An inverter thermal model was coded for the HIL solver and a real-time simulation was performed. The achieved results are illustrated in Figure 15, which shows the comparison between the analytics and simulation results considering δ = 60°. Moreover, comparing the obtained results in Figure 14 and Figure 15, the good agreement between the 30° and the 60° machines can be seen, validating the proposed approach. Figure 16 illustrates the comparison between the experimental results and the simulations of the conversion efficiency, considering a switching frequency of 60 kHz.

4. Conclusions

The design of a 6-phase boost rectifier was carried out. First of all, the SiC MOSFET power module (manufacturer: Wolfspeed, part number: CAB016M12FM3) was selected on the basis of the estimated voltage rating and current rating. Consequently, the power losses and efficiency were calculated for the different values of the switching frequency (20 kHz, 60 kHz, and 100 kHz). The results show that the peak efficiency of the 6-phase boost rectifier was able to reach 98% at 100 kHz switching frequency.
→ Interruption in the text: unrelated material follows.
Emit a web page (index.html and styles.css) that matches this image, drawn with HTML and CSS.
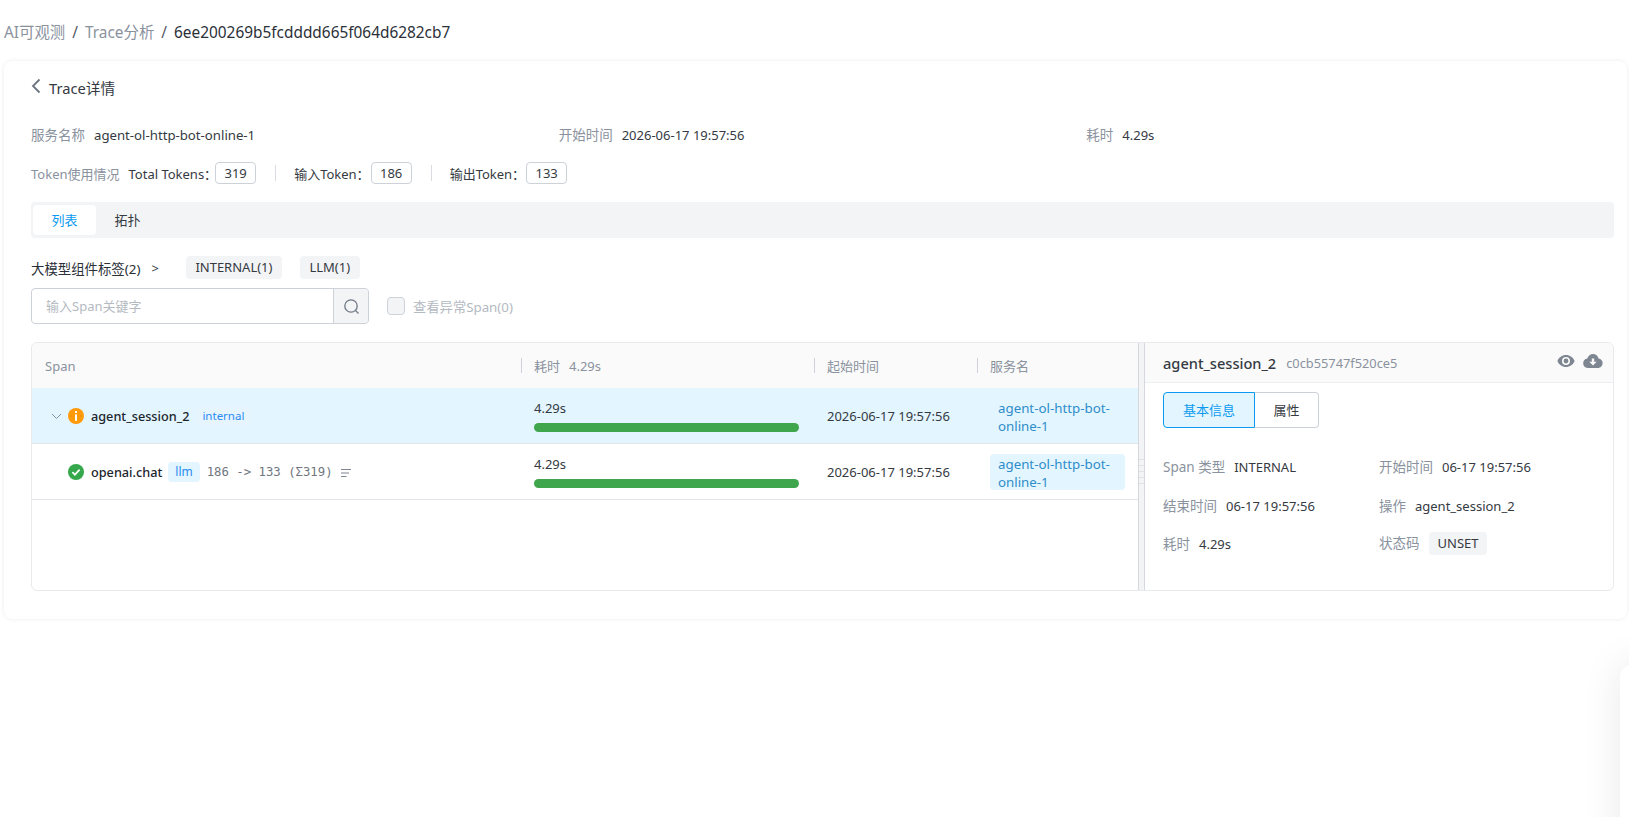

Special attention was given to the analysis of both the DC-bus current stress and the output voltage ripple. From the obtained analysis it was found that the worst case of the DC-bus current stress and the output voltage ripple occurred when δ = 0°, while the best case of the DC-bus current stress and the output voltage ripple occurred when δ = 60°. To reach 0.1% V_BUS peak-to-peak voltage ripple, 12 film parallel capacitors (manufacturer: TDK, part number: B32778G0306K000) were selected. From the thermal sizing, the extruded air heatsink SK 47 produced by Fisher Elektronik was chosen. The simulation results obtained by creating the model in the Plexim/PLECS environment validated the analytical results. Furthermore, the prototype of the designed 6-phase boost rectifier was realized and the experimental results were carried out, validating the proposed analysis.